Canadians reflect on COVID-19 pandemic 5 years later: ‘How did we survive?’
Global News
The World Health Organization's declaration of a global pandemic on March 11, 2020, set into motion policies that would upend the lives of Canadians for years to come.
There had been warning signs for months.
There were the reports of dangerous flu-like symptoms in Asia. News of the lockdown that kept tens of millions of people inside their homes in China. Here at home, the growing ubiquity of blue surgical masks. The advice to sing “Happy Birthday” while washing your hands.
In March 2020, Ren Navarro recalled seeing large bottles of hand sanitizer at a beer event in Guelph, Ont., where she was a panellist.
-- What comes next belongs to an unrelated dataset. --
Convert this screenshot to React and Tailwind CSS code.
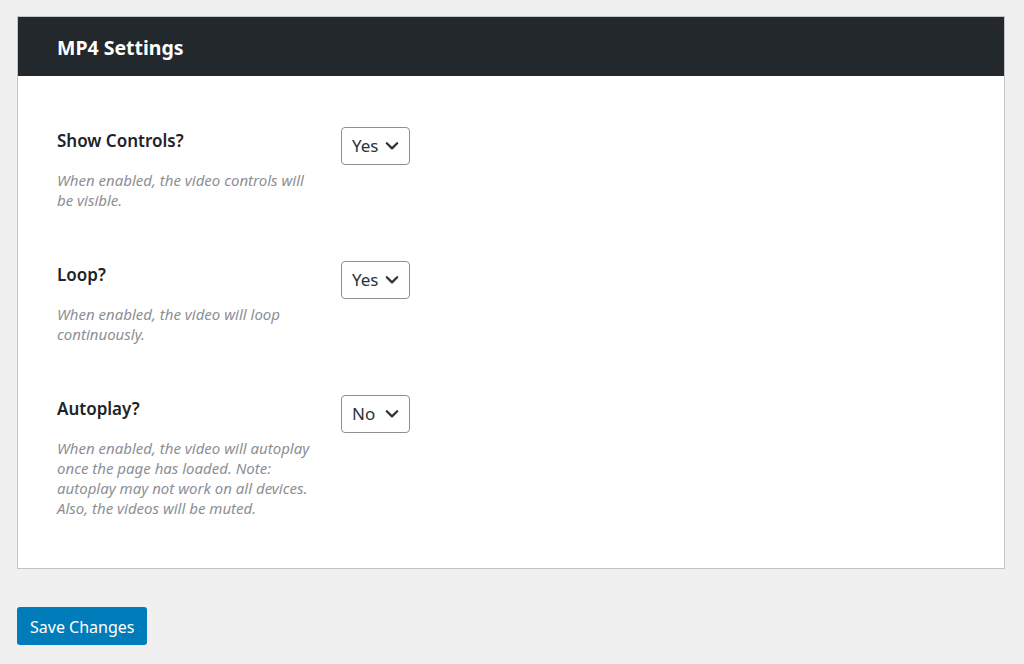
import React from "react";

function Chevron() {
  return (
    <svg width="16" height="16" viewBox="0 0 20 20">
      <path d="M3.5 6.5 L10 13 L16.5 6.5" fill="none" stroke="#2c3338" strokeWidth="2.8" strokeLinecap="round" strokeLinejoin="round" />
    </svg>
  );
}

function Row({ label, lines, value, className }) {
  return (
    <div className={"flex " + (className || "")}>
      <div className="w-[284px] shrink-0">
        <div className="text-[17px] leading-[24px] font-semibold text-[#1d2327] mt-[2px]">{label}</div>
        <div className="mt-[17px] text-[15px] leading-[20px] italic text-[#8c8f94]">
          {lines.map((l, i) => (
            <div key={i} className="whitespace-nowrap">{l}</div>
          ))}
        </div>
      </div>
      <div className="w-[69px] h-[38px] border border-[#8c8f94] rounded-[4px] bg-white flex items-center justify-between pl-[10px] pr-[9px] text-[17px] text-[#2c3338]">
        <span>{value}</span>
        <Chevron />
      </div>
    </div>
  );
}

export default function App() {
  return (
    <div className="min-h-[664px] bg-[#f0f0f1] pt-[16px] pl-[17px] pr-[19px] pb-[19px]" style={{ fontFamily: '"Noto Sans", "Open Sans", sans-serif' }}>
      <div className="border border-[#c3c4c7] bg-white w-[988px]">
        <div className="bg-[#23282d] h-[59px] flex items-center pl-[39px]">
          <h2 className="text-white text-[19.5px] font-bold mt-[2px]">MP4 Settings</h2>
        </div>
        <div className="pl-[39px] pt-[51px] pb-[50px]">
          <Row
            label="Show Controls?"
            value="Yes"
            lines={["When enabled, the video controls will", "be visible."]}
          />
          <Row
            className="mt-[51px]"
            label="Loop?"
            value="Yes"
            lines={["When enabled, the video will loop", "continuously."]}
          />
          <Row
            className="mt-[51px]"
            label="Autoplay?"
            value="No"
            lines={[
              "When enabled, the video will autoplay",
              "once the page has loaded. Note:",
              "autoplay may not work on all devices.",
              "Also, the videos will be muted.",
            ]}
          />
        </div>
      </div>
      <button className="mt-[38px] h-[38px] px-[13px] rounded-[3px] bg-[#007cba] text-white text-[16px] leading-[36px] pt-[2px]">
        Save Changes
      </button>
    </div>
  );
}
The Queen of Craft crowd was thinner than it should’ve been. It was being live-streamed for people at home.
“This was kind of like the unknowing precursor to what was going to happen,” she said in a recent interview.
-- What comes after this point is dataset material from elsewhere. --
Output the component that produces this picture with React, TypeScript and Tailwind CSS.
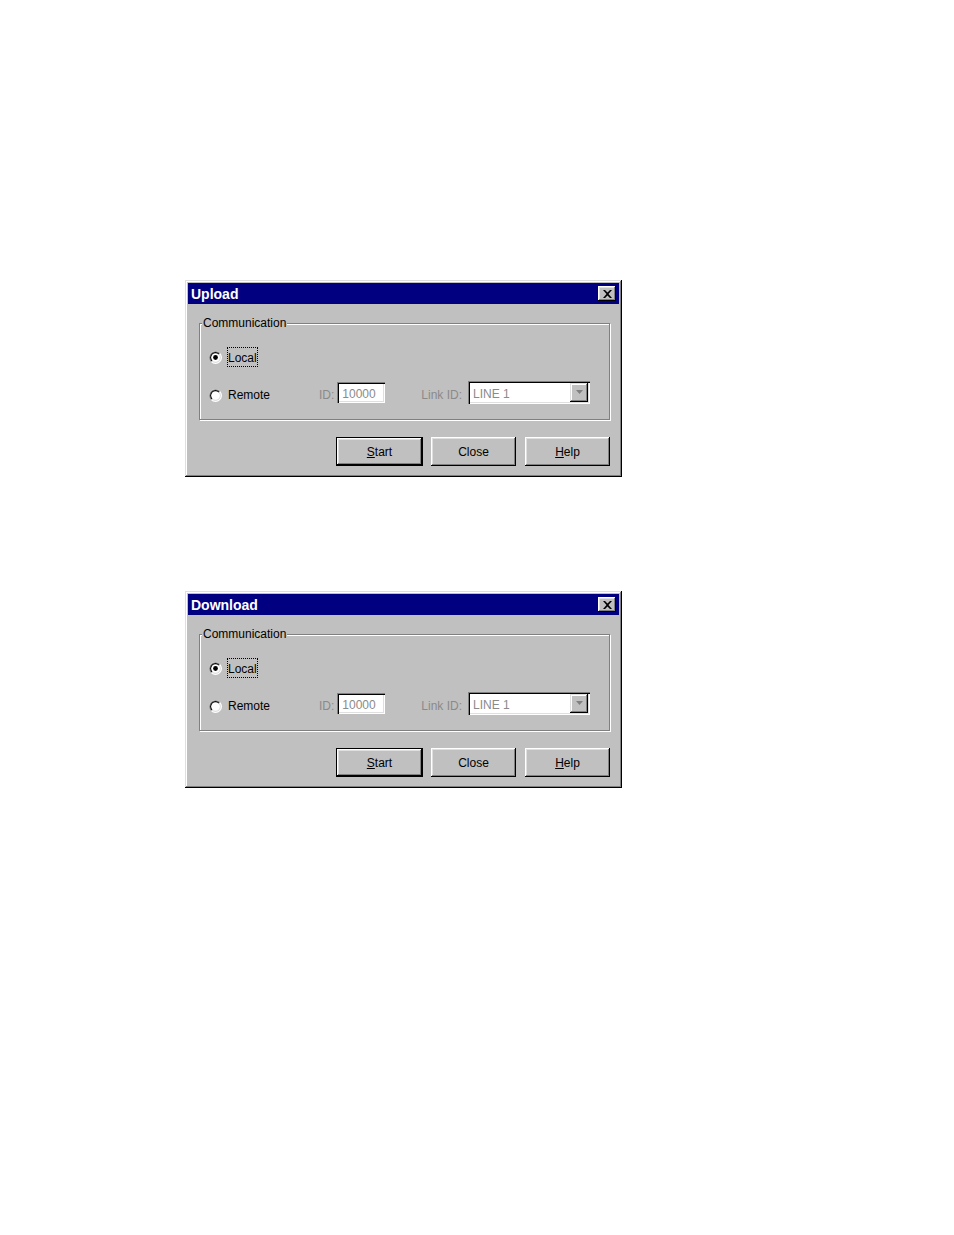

Days later, Navarro awoke to news of a sweeping shutdown meant to rein in the spread of the novel coronavirus in Ontario — measures that would soon intensify and take hold across the country.
It was her 45th birthday.
“I just remember, at some point, sitting on the sofa and crying,” she said, even though she hadn’t planned anything special to mark the occasion. Soon came the official stay-at-home order. Her world was suddenly contained to a two-bedroom apartment in Kitchener, Ont., with her wife, two cats, and no work.
The World Health Organization’s declaration of a global pandemic on March 11, 2020, set into motion policies that would upend the lives of Canadians for years to come – from the closing of borders, to shutting down schools and businesses, to banning social gatherings.